I was hoping to get a shot of all three of the party walking along the road but the old bloke's determination not to break his stride pretty much put paid to that and, not for the first time in my career, I had to come up with a quickfire Plan B.
I stood there as the journo turned back to the couple and resumed asking them questions. I figured we were going to have to drive well ahead of the old bloke and get a shot of them all powering along. As I mulled over this idea I looked back at the old bloke heading off into the distance.
Normally photographing people front on is the done thing when it comes to news photography. However, in this case, the journey was the story and not so much the old bloke. Looking at him walking away from me made sense - with the road stretching away in front of him, it implied many things - and instinctively I raised the camera and started firing. I kept firing and let the old bloke grow smaller and smaller in the frame.

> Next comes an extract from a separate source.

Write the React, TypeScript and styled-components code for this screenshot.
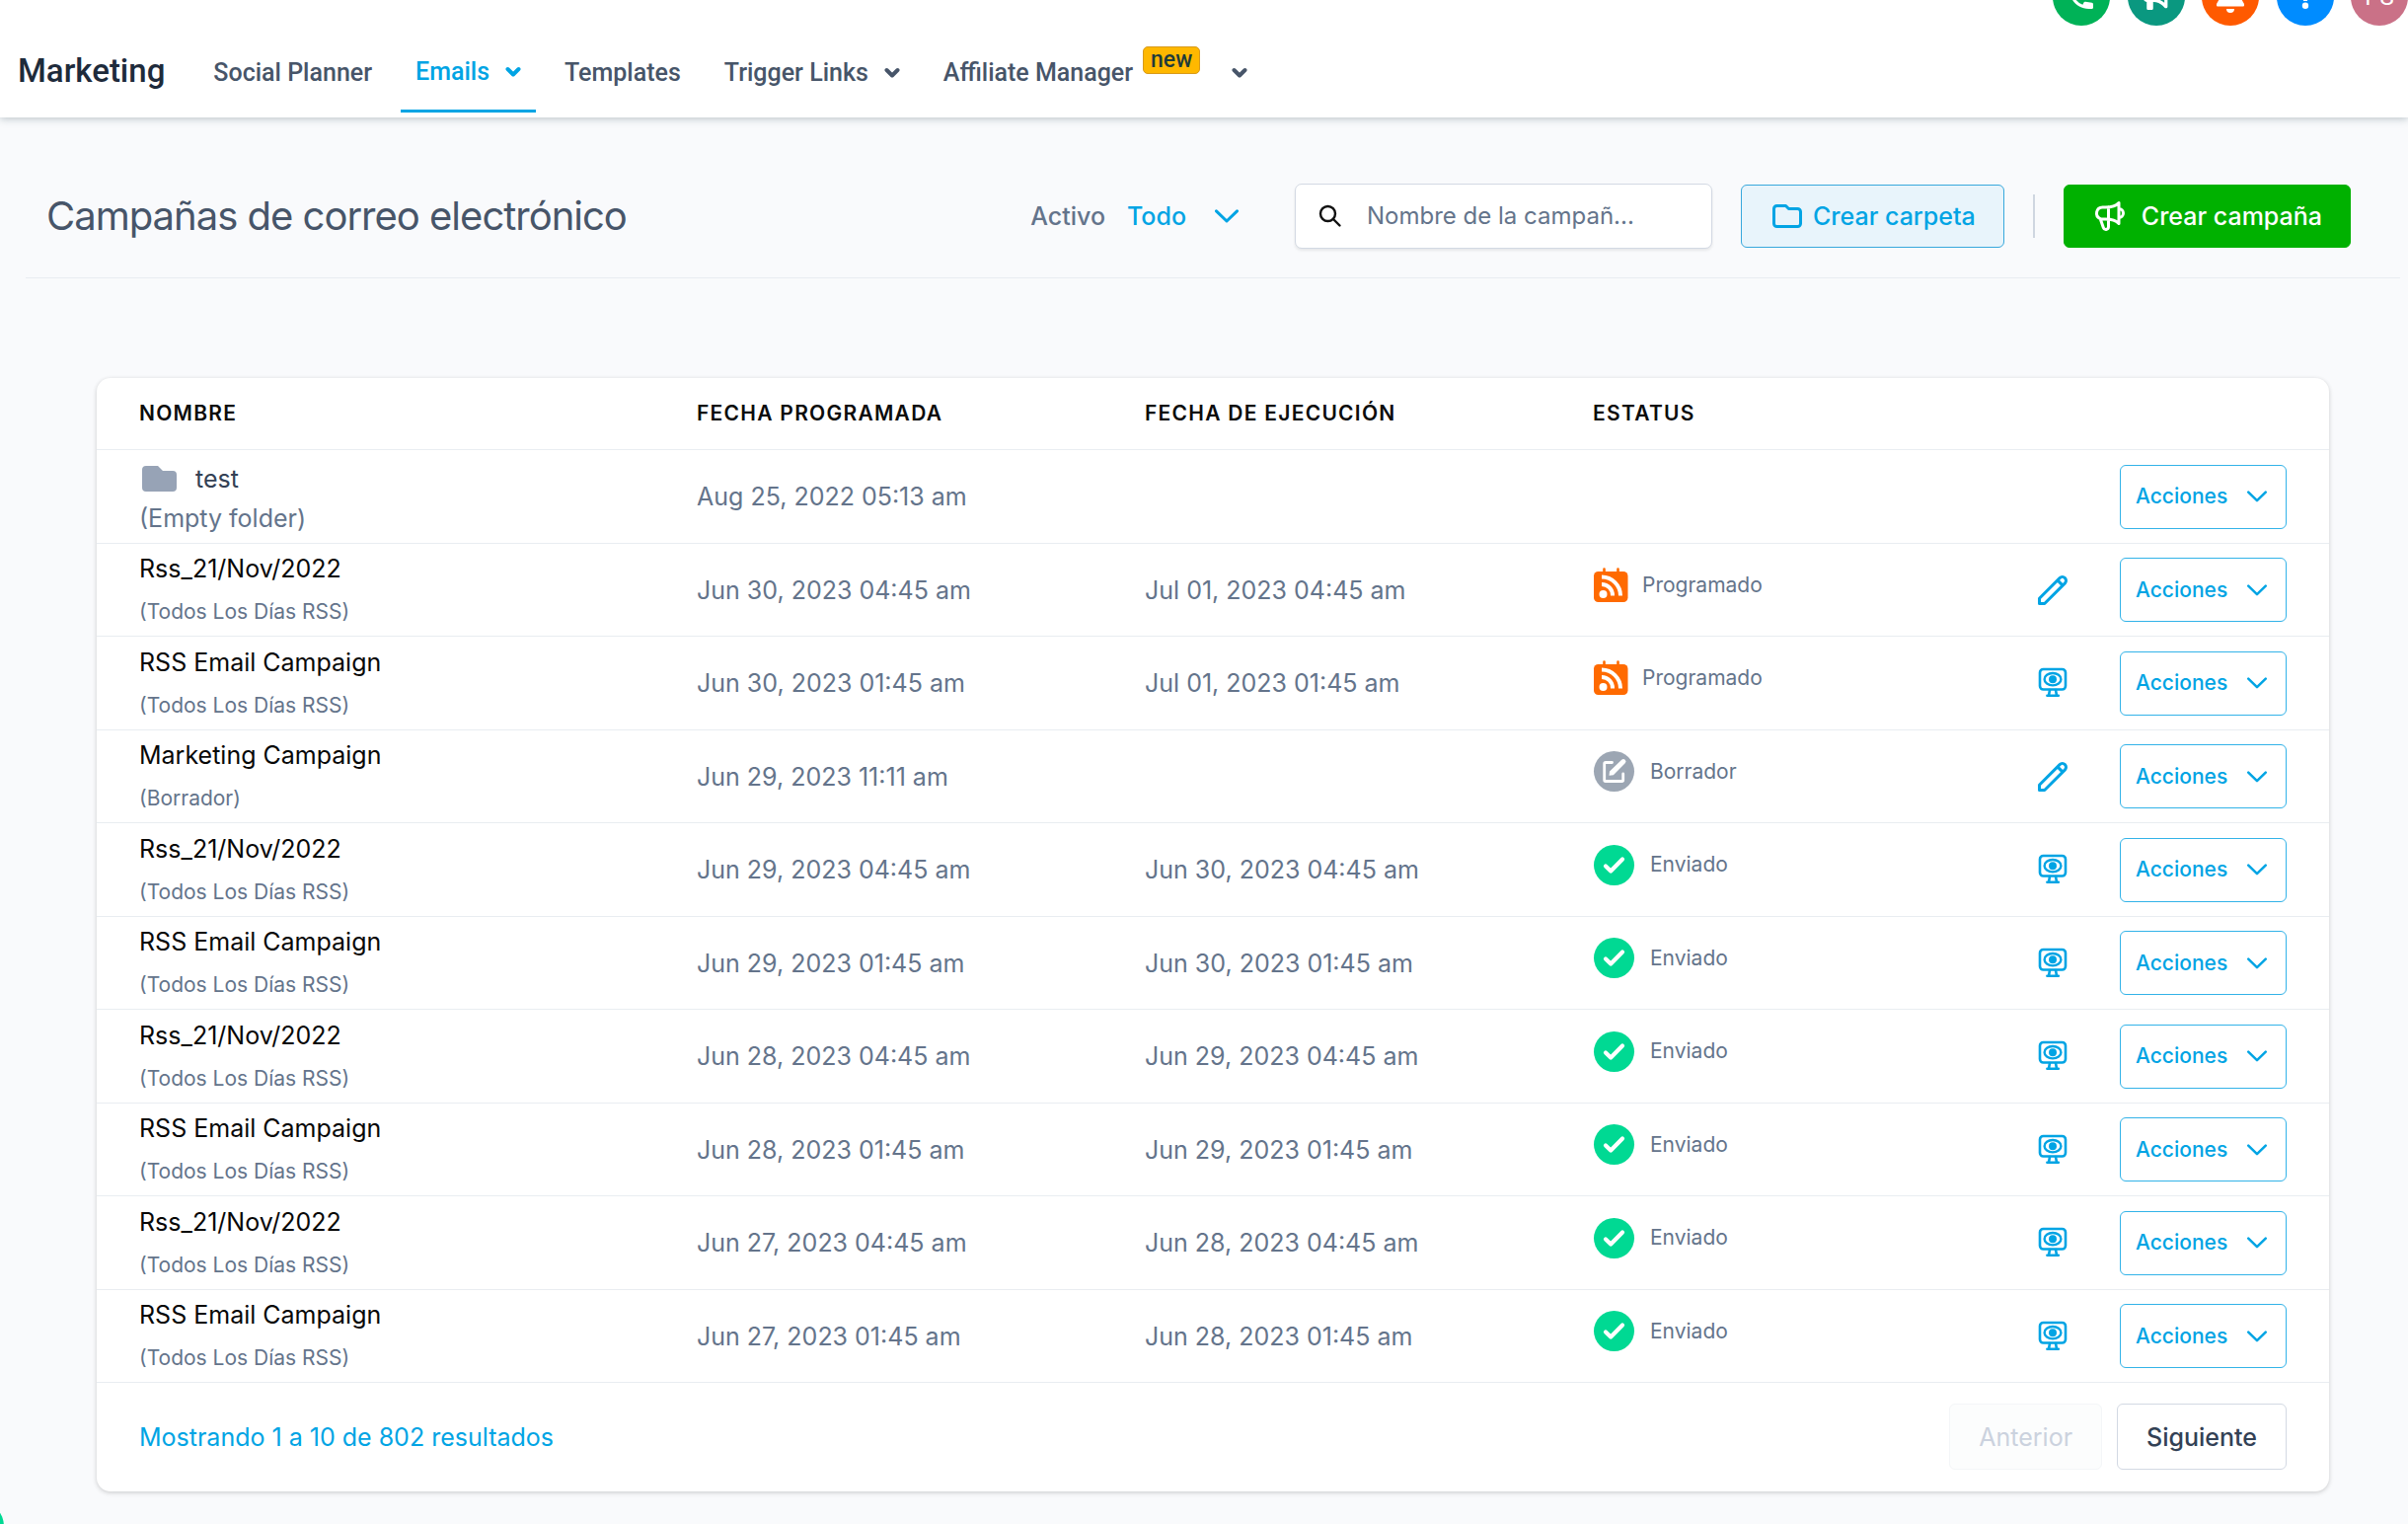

By now the journo had finished with the couple and I suggested we get in the car and race ahead of the old bloke. I think we even gave the couple a lift so they could be in shot also.
As planned, we sped ahead of the old bloke and I jumped out. I grabbed my camera with the 300mm lens and started firing. It looked okay but I knew in the back of my mind I liked the other shot better.
As the old bloke neared I changed cameras and grabbed the young couple, placing them by the side of the road so I could get them in shot as the old bloke walked past.
I fired off several frames of the 'group' photo but all the time I knew the best shot was the original one. It was simple and said it all - less is more...well and truly.
Normally you gave the office a choice of photos, horizontal (landscape) and vertical (portrait), in order to give them an option depending on the shape of the space they had on the page. However, from memory, I don't think I even gave them an option. I knew what the best pic was and that was all I gave them (I may have begged a little to make sure that photo used).

Gear used - Nikon D100 DSLR, Nikkor 300mm f2.8 lens, 400ISO, 1/500 sec f8.